Problem to solve: Write out the full listing exactly as given, minus the images.
[Start Given material]
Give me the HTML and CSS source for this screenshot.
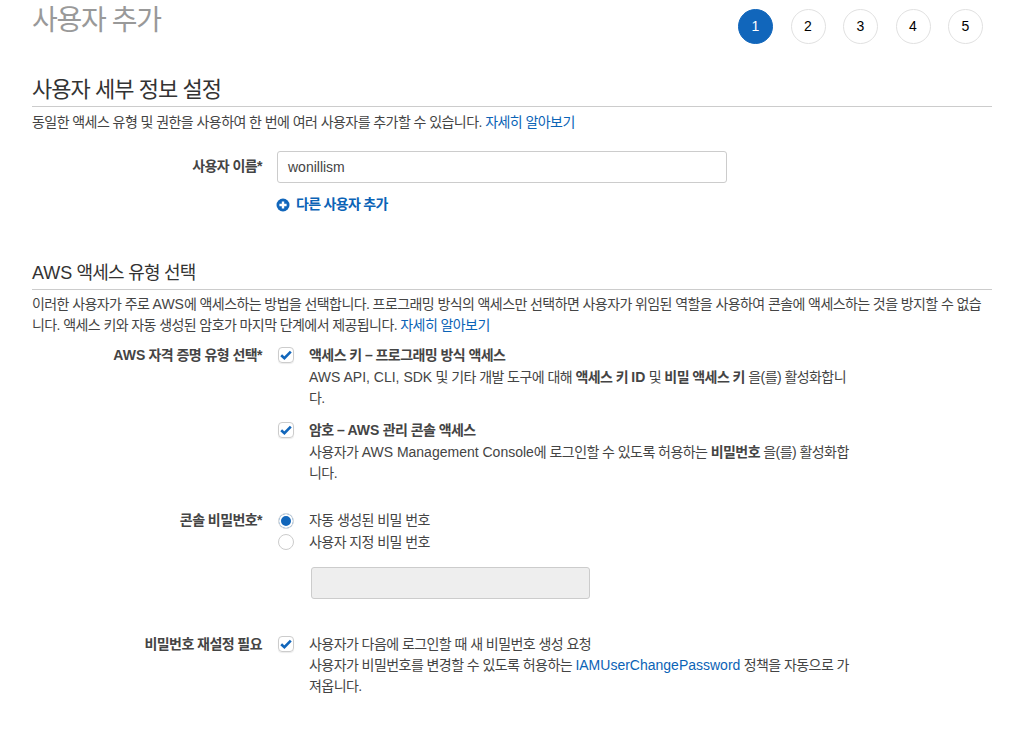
FILE: index.html
```html
<!DOCTYPE html>
<html lang="ko">
<head>
<meta charset="utf-8">
<title>사용자 추가</title>
<link rel="stylesheet" href="styles.css">
</head>
<body>
<main class="page">
  <header class="top">
    <h1 class="title">사용자 추가</h1>
    <ol class="steps">
      <li class="step step-on">1</li>
      <li class="step">2</li>
      <li class="step">3</li>
      <li class="step">4</li>
      <li class="step">5</li>
    </ol>
  </header>

  <section class="sec-one">
    <h2 class="sec-title">사용자 세부 정보 설정</h2>
    <p class="sec-desc">동일한 액세스 유형 및 권한을 사용하여 한 번에 여러 사용자를 추가할 수 있습니다. <a class="link" href="#">자세히 알아보기</a></p>
    <div class="row row-name">
      <div class="label label-name">사용자 이름*</div>
      <div class="control">
        <div class="input">wonillism</div>
        <a class="add" href="#">
          <svg class="add-icon" viewBox="0 0 14 14" width="14" height="14"><circle cx="7" cy="7" r="6.5" fill="#1166bb"/><path d="M7 3.4v7.2M3.4 7h7.2" stroke="#fff" stroke-width="2.4" fill="none"/></svg>
          <span>다른 사용자 추가</span>
        </a>
      </div>
    </div>
  </section>

  <section class="sec-two">
    <h2 class="sec-title sec-title-two"><span class="en">AWS</span> 액세스 유형 선택</h2>
    <p class="sec-desc sec-desc-two">이러한 사용자가 주로 <span class="en">AWS</span>에 액세스하는 방법을 선택합니다. 프로그래밍 방식의 액세스만 선택하면 사용자가 위임된 역할을 사용하여 콘솔에 액세스하는 것을 방지할 수 없습<br>니다. 액세스 키와 자동 생성된 암호가 마지막 단계에서 제공됩니다. <a class="link" href="#">자세히 알아보기</a></p>

    <div class="row row-cred">
      <div class="label"><span class="en">AWS</span> 자격 증명 유형 선택*</div>
      <div class="control">
        <div class="opt">
          <span class="check"><svg viewBox="0 0 12 10" width="12" height="10"><path d="M1.2 5.2 4.4 8.2 10.8 1.6" fill="none" stroke="#1166bb" stroke-width="2.6"/></svg></span>
          <div class="opt-text">
            <strong>액세스 키 – 프로그래밍 방식 액세스</strong><br>
            <span class="en">AWS API, CLI, SDK</span> 및 기타 개발 도구에 대해 <strong>액세스 키 <span class="en">ID</span></strong> 및 <strong>비밀 액세스 키</strong> 을(를) 활성화합니<br>다.
          </div>
        </div>
        <div class="opt opt-second">
          <span class="check"><svg viewBox="0 0 12 10" width="12" height="10"><path d="M1.2 5.2 4.4 8.2 10.8 1.6" fill="none" stroke="#1166bb" stroke-width="2.6"/></svg></span>
          <div class="opt-text">
            <strong>암호 – <span class="en">AWS</span> 관리 콘솔 액세스</strong><br>
            사용자가 <span class="en">AWS Management Console</span>에 로그인할 수 있도록 허용하는 <strong>비밀번호</strong> 을(를) 활성화합<br>니다.
          </div>
        </div>
      </div>
    </div>

    <div class="row row-pass">
      <div class="label">콘솔 비밀번호*</div>
      <div class="control">
        <div class="radio-line"><span class="radio radio-on"></span><span class="opt-text">자동 생성된 비밀 번호</span></div>
        <div class="radio-line"><span class="radio"></span><span class="opt-text">사용자 지정 비밀 번호</span></div>
        <div class="input-off"></div>
      </div>
    </div>

    <div class="row row-reset">
      <div class="label">비밀번호 재설정 필요</div>
      <div class="control">
        <div class="opt">
          <span class="check"><svg viewBox="0 0 12 10" width="12" height="10"><path d="M1.2 5.2 4.4 8.2 10.8 1.6" fill="none" stroke="#1166bb" stroke-width="2.6"/></svg></span>
          <div class="opt-text opt-text-last">
            사용자가 다음에 로그인할 때 새 비밀번호 생성 요청<br>
            사용자가 비밀번호를 변경할 수 있도록 허용하는 <a class="link en" href="#">IAMUserChangePassword</a> 정책을 자동으로 가<br>져옵니다.
          </div>
        </div>
      </div>
    </div>
  </section>
</main>
</body>
</html>
```

FILE: styles.css
```css
* { box-sizing: border-box; }
html, body { margin: 0; padding: 0; background: #fff; }
body {
  font-family: "Liberation Sans", "Noto Sans CJK KR", sans-serif;
  font-size: 14px;
  letter-spacing: -0.56px;
  line-height: 21px;
  color: #444;
}
.en { letter-spacing: 0; }
.page { width: 992px; padding-left: 32px; height: 748px; overflow: hidden; }
.top { display: flex; justify-content: space-between; height: 76px; padding-right: 9px; }
.title { margin: 1px 0 0; font-size: 28px; letter-spacing: -1.3px; line-height: 40px; font-weight: 400; color: #999; }
.steps { display: flex; gap: 17.5px; list-style: none; margin: 9px 0 0; padding: 0; }
.step {
  width: 35px; height: 35px; border-radius: 50%;
  border: 1px solid #e1e1e1; color: #000; font-size: 14px; letter-spacing: 0;
  display: flex; align-items: center; justify-content: center;
}
.step-on { background: #1166bb; border-color: #1166bb; color: #fff; }
.sec-title {
  margin: 0; font-size: 22px; letter-spacing: -0.95px; line-height: 28px; font-weight: 400; color: #333;
  border-bottom: 1px solid #ccc; height: 31px;
}
.sec-desc { margin: 5px 0 0; }
.link { color: #0b63b6; text-decoration: none; }
.row { display: flex; }
.label { width: 230px; text-align: right; font-weight: 700; flex: none; }
.control { margin-left: 15px; flex: none; }
.row-name { margin-top: 18px; }
.label-name { padding-top: 5px; }
.input {
  width: 450px; height: 32px; border: 1px solid #ccc; border-radius: 3px;
  padding: 0 10px; font-size: 14px; letter-spacing: 0; line-height: 30px; color: #444;
}
.add { display: flex; align-items: center; gap: 6px; margin: 11px 0 0 -1px; letter-spacing: -0.7px; color: #0b63b6; font-weight: 700; text-decoration: none; }
.sec-two { margin-top: 45px; }
.sec-title-two { font-size: 18px; letter-spacing: -0.78px; line-height: 26px; height: 30px; }
.sec-desc-two { margin-top: 4px; letter-spacing: -0.585px; }
.row-cred { margin-top: 9px; }
.opt { display: flex; }
.opt-second { margin-top: 10.5px; }
.opt-text { width: 560px; margin-left: 15px; line-height: 21.5px; }
.opt-text-last { line-height: 21px; }
.check {
  flex: none; width: 16px; height: 16px; margin: 2px 0 0 1px; border: 1px solid #ccc; border-radius: 4px;
  box-shadow: 0 1px 1px rgba(0, 0, 0, 0.08);
  display: flex; align-items: center; justify-content: center;
}
.row-pass { margin-top: 25.5px; }
.radio-line { display: flex; align-items: center; }
.radio { flex: none; width: 16px; height: 16px; margin-left: 1px; border: 1px solid #ccc; border-radius: 50%; }
.radio-on { border: 1px solid #ddd; background: #1166bb; box-shadow: inset 0 0 0 2px #fff; }
.input-off {
  width: 279px; height: 32px; margin: 14px 0 0 34px; background: #eee;
  border: 1px solid #ccc; border-radius: 3px;
}
.row-reset { margin-top: 35px; }
```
[End Given material]
Response to this exercise:
Give me the HTML and CSS source for this screenshot.
FILE: index.html
```html
<!DOCTYPE html>
<html lang="ko">
<head>
<meta charset="utf-8">
<title>사용자 추가</title>
<link rel="stylesheet" href="styles.css">
</head>
<body>
<main class="page">
  <header class="top">
    <h1 class="title">사용자 추가</h1>
    <ol class="steps">
      <li class="step step-on">1</li>
      <li class="step">2</li>
      <li class="step">3</li>
      <li class="step">4</li>
      <li class="step">5</li>
    </ol>
  </header>

  <section class="sec-one">
    <h2 class="sec-title">사용자 세부 정보 설정</h2>
    <p class="sec-desc">동일한 액세스 유형 및 권한을 사용하여 한 번에 여러 사용자를 추가할 수 있습니다. <a class="link" href="#">자세히 알아보기</a></p>
    <div class="row row-name">
      <div class="label label-name">사용자 이름*</div>
      <div class="control">
        <div class="input">wonillism</div>
        <a class="add" href="#">
          <svg class="add-icon" viewBox="0 0 14 14" width="14" height="14"><circle cx="7" cy="7" r="6.5" fill="#1166bb"/><path d="M7 3.4v7.2M3.4 7h7.2" stroke="#fff" stroke-width="2.4" fill="none"/></svg>
          <span>다른 사용자 추가</span>
        </a>
      </div>
    </div>
  </section>

  <section class="sec-two">
    <h2 class="sec-title sec-title-two"><span class="en">AWS</span> 액세스 유형 선택</h2>
    <p class="sec-desc sec-desc-two">이러한 사용자가 주로 <span class="en">AWS</span>에 액세스하는 방법을 선택합니다. 프로그래밍 방식의 액세스만 선택하면 사용자가 위임된 역할을 사용하여 콘솔에 액세스하는 것을 방지할 수 없습<br>니다. 액세스 키와 자동 생성된 암호가 마지막 단계에서 제공됩니다. <a class="link" href="#">자세히 알아보기</a></p>

    <div class="row row-cred">
      <div class="label"><span class="en">AWS</span> 자격 증명 유형 선택*</div>
      <div class="control">
        <div class="opt">
          <span class="check"><svg viewBox="0 0 12 10" width="12" height="10"><path d="M1.2 5.2 4.4 8.2 10.8 1.6" fill="none" stroke="#1166bb" stroke-width="2.6"/></svg></span>
          <div class="opt-text">
            <strong>액세스 키 – 프로그래밍 방식 액세스</strong><br>
            <span class="en">AWS API, CLI, SDK</span> 및 기타 개발 도구에 대해 <strong>액세스 키 <span class="en">ID</span></strong> 및 <strong>비밀 액세스 키</strong> 을(를) 활성화합니<br>다.
          </div>
        </div>
        <div class="opt opt-second">
          <span class="check"><svg viewBox="0 0 12 10" width="12" height="10"><path d="M1.2 5.2 4.4 8.2 10.8 1.6" fill="none" stroke="#1166bb" stroke-width="2.6"/></svg></span>
          <div class="opt-text">
            <strong>암호 – <span class="en">AWS</span> 관리 콘솔 액세스</strong><br>
            사용자가 <span class="en">AWS Management Console</span>에 로그인할 수 있도록 허용하는 <strong>비밀번호</strong> 을(를) 활성화합<br>니다.
          </div>
        </div>
      </div>
    </div>

    <div class="row row-pass">
      <div class="label">콘솔 비밀번호*</div>
      <div class="control">
        <div class="radio-line"><span class="radio radio-on"></span><span class="opt-text">자동 생성된 비밀 번호</span></div>
        <div class="radio-line"><span class="radio"></span><span class="opt-text">사용자 지정 비밀 번호</span></div>
        <div class="input-off"></div>
      </div>
    </div>

    <div class="row row-reset">
      <div class="label">비밀번호 재설정 필요</div>
      <div class="control">
        <div class="opt">
          <span class="check"><svg viewBox="0 0 12 10" width="12" height="10"><path d="M1.2 5.2 4.4 8.2 10.8 1.6" fill="none" stroke="#1166bb" stroke-width="2.6"/></svg></span>
          <div class="opt-text opt-text-last">
            사용자가 다음에 로그인할 때 새 비밀번호 생성 요청<br>
            사용자가 비밀번호를 변경할 수 있도록 허용하는 <a class="link en" href="#">IAMUserChangePassword</a> 정책을 자동으로 가<br>져옵니다.
          </div>
        </div>
      </div>
    </div>
  </section>
</main>
</body>
</html>
```

FILE: styles.css
```css
* { box-sizing: border-box; }
html, body { margin: 0; padding: 0; background: #fff; }
body {
  font-family: "Liberation Sans", "Noto Sans CJK KR", sans-serif;
  font-size: 14px;
  letter-spacing: -0.56px;
  line-height: 21px;
  color: #444;
}
.en { letter-spacing: 0; }
.page { width: 992px; padding-left: 32px; height: 748px; overflow: hidden; }
.top { display: flex; justify-content: space-between; height: 76px; padding-right: 9px; }
.title { margin: 1px 0 0; font-size: 28px; letter-spacing: -1.3px; line-height: 40px; font-weight: 400; color: #999; }
.steps { display: flex; gap: 17.5px; list-style: none; margin: 9px 0 0; padding: 0; }
.step {
  width: 35px; height: 35px; border-radius: 50%;
  border: 1px solid #e1e1e1; color: #000; font-size: 14px; letter-spacing: 0;
  display: flex; align-items: center; justify-content: center;
}
.step-on { background: #1166bb; border-color: #1166bb; color: #fff; }
.sec-title {
  margin: 0; font-size: 22px; letter-spacing: -0.95px; line-height: 28px; font-weight: 400; color: #333;
  border-bottom: 1px solid #ccc; height: 31px;
}
.sec-desc { margin: 5px 0 0; }
.link { color: #0b63b6; text-decoration: none; }
.row { display: flex; }
.label { width: 230px; text-align: right; font-weight: 700; flex: none; }
.control { margin-left: 15px; flex: none; }
.row-name { margin-top: 18px; }
.label-name { padding-top: 5px; }
.input {
  width: 450px; height: 32px; border: 1px solid #ccc; border-radius: 3px;
  padding: 0 10px; font-size: 14px; letter-spacing: 0; line-height: 30px; color: #444;
}
.add { display: flex; align-items: center; gap: 6px; margin: 11px 0 0 -1px; letter-spacing: -0.7px; color: #0b63b6; font-weight: 700; text-decoration: none; }
.sec-two { margin-top: 45px; }
.sec-title-two { font-size: 18px; letter-spacing: -0.78px; line-height: 26px; height: 30px; }
.sec-desc-two { margin-top: 4px; letter-spacing: -0.585px; }
.row-cred { margin-top: 9px; }
.opt { display: flex; }
.opt-second { margin-top: 10.5px; }
.opt-text { width: 560px; margin-left: 15px; line-height: 21.5px; }
.opt-text-last { line-height: 21px; }
.check {
  flex: none; width: 16px; height: 16px; margin: 2px 0 0 1px; border: 1px solid #ccc; border-radius: 4px;
  box-shadow: 0 1px 1px rgba(0, 0, 0, 0.08);
  display: flex; align-items: center; justify-content: center;
}
.row-pass { margin-top: 25.5px; }
.radio-line { display: flex; align-items: center; }
.radio { flex: none; width: 16px; height: 16px; margin-left: 1px; border: 1px solid #ccc; border-radius: 50%; }
.radio-on { border: 1px solid #ddd; background: #1166bb; box-shadow: inset 0 0 0 2px #fff; }
.input-off {
  width: 279px; height: 32px; margin: 14px 0 0 34px; background: #eee;
  border: 1px solid #ccc; border-radius: 3px;
}
.row-reset { margin-top: 35px; }
```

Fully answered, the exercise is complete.